WHAT THE TASK ASKS:
Locate, in the data below, the line that contains "Clone this screenshot in Svelte 5." and the line that contains "full redirect chain</p>"; reproduce exactly those two lines and every line between them, nothing more.

SOURCE DATA:
■ ■ ■ ■ ■ ■ ■
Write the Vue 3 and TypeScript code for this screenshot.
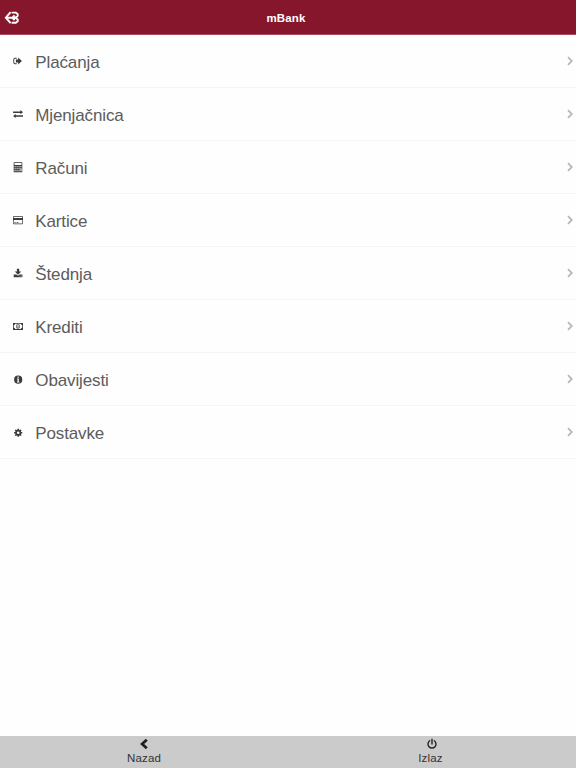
■ ■ ■ ■ ■ ■ ■
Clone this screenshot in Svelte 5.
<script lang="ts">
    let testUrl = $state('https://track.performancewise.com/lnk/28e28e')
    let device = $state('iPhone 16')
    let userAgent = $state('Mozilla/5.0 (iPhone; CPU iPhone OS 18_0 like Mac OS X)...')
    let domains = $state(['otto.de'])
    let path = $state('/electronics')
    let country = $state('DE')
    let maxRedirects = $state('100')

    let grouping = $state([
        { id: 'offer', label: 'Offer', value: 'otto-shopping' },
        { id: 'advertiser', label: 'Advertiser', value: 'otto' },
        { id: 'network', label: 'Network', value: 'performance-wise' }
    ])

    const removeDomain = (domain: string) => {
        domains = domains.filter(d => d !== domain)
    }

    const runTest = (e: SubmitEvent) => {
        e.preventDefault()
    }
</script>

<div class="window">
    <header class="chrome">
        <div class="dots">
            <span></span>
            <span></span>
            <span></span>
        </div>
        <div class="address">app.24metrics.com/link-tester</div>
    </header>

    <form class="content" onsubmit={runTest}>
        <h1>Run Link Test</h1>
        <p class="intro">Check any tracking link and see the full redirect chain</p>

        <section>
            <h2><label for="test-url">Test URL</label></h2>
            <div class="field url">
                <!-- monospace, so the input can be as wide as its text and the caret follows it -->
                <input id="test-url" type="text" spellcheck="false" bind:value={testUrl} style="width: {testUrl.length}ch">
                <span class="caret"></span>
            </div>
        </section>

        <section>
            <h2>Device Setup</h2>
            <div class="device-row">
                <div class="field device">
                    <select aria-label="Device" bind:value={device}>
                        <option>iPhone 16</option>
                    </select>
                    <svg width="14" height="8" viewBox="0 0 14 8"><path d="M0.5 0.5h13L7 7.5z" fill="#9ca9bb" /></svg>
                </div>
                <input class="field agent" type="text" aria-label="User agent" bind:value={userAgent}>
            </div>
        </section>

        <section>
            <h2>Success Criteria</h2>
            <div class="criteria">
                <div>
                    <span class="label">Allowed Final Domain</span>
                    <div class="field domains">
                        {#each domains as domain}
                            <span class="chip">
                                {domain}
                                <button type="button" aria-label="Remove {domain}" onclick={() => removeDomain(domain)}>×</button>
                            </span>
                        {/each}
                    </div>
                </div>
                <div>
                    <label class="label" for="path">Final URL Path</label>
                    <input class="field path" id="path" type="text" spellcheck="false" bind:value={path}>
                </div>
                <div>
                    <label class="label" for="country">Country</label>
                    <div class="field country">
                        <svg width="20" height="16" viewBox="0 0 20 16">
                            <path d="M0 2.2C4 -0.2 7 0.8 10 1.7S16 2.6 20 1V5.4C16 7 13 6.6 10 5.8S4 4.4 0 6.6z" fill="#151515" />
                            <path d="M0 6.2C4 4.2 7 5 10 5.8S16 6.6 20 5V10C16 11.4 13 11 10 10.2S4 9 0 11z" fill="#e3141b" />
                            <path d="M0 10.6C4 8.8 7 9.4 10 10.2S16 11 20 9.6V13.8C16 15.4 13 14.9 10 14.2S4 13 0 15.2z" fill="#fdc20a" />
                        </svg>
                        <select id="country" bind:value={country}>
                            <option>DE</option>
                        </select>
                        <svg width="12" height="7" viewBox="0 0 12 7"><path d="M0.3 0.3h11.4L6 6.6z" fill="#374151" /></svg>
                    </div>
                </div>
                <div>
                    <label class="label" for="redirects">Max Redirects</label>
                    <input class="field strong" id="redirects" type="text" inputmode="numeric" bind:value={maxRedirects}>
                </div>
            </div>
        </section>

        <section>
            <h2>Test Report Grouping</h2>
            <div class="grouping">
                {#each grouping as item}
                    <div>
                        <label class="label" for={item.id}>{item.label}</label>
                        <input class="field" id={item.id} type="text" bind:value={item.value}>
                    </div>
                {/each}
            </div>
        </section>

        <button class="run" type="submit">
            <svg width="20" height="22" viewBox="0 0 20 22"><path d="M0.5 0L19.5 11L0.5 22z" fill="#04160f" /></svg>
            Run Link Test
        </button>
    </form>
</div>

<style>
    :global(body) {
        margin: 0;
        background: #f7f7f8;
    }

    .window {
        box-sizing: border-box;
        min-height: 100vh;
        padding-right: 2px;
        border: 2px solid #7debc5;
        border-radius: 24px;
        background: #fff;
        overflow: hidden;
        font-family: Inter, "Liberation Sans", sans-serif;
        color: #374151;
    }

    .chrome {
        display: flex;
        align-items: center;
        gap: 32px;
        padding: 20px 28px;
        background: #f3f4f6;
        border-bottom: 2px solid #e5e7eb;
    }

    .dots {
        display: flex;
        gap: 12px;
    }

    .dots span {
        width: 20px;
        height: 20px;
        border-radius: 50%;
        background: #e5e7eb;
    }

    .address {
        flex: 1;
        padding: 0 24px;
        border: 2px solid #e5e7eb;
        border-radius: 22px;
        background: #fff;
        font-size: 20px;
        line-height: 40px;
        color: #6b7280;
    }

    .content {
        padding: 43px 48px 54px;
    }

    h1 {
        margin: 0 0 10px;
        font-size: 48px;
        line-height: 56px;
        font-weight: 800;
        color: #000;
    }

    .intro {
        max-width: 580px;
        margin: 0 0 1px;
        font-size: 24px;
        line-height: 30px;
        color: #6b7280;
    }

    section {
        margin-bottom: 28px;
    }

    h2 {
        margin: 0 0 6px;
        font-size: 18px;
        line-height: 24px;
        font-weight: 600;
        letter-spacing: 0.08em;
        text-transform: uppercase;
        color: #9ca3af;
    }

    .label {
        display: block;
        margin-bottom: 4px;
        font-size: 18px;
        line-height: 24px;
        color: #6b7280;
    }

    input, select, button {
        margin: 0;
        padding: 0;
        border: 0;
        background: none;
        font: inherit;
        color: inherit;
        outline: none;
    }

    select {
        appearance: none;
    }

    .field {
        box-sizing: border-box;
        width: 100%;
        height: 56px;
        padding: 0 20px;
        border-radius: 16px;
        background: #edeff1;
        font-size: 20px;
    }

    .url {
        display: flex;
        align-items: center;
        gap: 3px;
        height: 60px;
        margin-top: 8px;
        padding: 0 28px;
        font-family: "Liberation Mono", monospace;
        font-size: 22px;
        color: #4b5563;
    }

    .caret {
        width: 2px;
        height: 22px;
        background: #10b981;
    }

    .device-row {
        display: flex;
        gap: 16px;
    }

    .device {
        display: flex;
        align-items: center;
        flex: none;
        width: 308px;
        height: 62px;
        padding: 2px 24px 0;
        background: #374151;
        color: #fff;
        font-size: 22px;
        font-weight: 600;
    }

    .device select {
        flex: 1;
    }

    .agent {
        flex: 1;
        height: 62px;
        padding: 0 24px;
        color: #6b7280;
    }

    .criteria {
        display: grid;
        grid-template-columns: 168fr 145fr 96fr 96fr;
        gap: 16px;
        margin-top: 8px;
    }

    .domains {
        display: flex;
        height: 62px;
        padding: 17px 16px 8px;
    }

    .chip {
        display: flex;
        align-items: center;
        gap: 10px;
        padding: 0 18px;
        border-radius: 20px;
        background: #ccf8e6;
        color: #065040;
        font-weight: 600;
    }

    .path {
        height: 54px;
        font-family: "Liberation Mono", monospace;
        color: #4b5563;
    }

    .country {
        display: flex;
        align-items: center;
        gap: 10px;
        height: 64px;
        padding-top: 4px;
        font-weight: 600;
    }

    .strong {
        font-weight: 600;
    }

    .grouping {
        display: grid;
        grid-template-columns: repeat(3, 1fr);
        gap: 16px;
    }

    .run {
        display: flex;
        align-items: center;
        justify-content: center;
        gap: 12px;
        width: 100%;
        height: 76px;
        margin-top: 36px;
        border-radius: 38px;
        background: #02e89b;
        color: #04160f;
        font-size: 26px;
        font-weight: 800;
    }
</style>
■ ■ ■ ■ ■ ■ ■
WRITTEN RESPONSE:
Clone this screenshot in Svelte 5.
<script lang="ts">
    let testUrl = $state('https://track.performancewise.com/lnk/28e28e')
    let device = $state('iPhone 16')
    let userAgent = $state('Mozilla/5.0 (iPhone; CPU iPhone OS 18_0 like Mac OS X)...')
    let domains = $state(['otto.de'])
    let path = $state('/electronics')
    let country = $state('DE')
    let maxRedirects = $state('100')

    let grouping = $state([
        { id: 'offer', label: 'Offer', value: 'otto-shopping' },
        { id: 'advertiser', label: 'Advertiser', value: 'otto' },
        { id: 'network', label: 'Network', value: 'performance-wise' }
    ])

    const removeDomain = (domain: string) => {
        domains = domains.filter(d => d !== domain)
    }

    const runTest = (e: SubmitEvent) => {
        e.preventDefault()
    }
</script>

<div class="window">
    <header class="chrome">
        <div class="dots">
            <span></span>
            <span></span>
            <span></span>
        </div>
        <div class="address">app.24metrics.com/link-tester</div>
    </header>

    <form class="content" onsubmit={runTest}>
        <h1>Run Link Test</h1>
        <p class="intro">Check any tracking link and see the full redirect chain</p>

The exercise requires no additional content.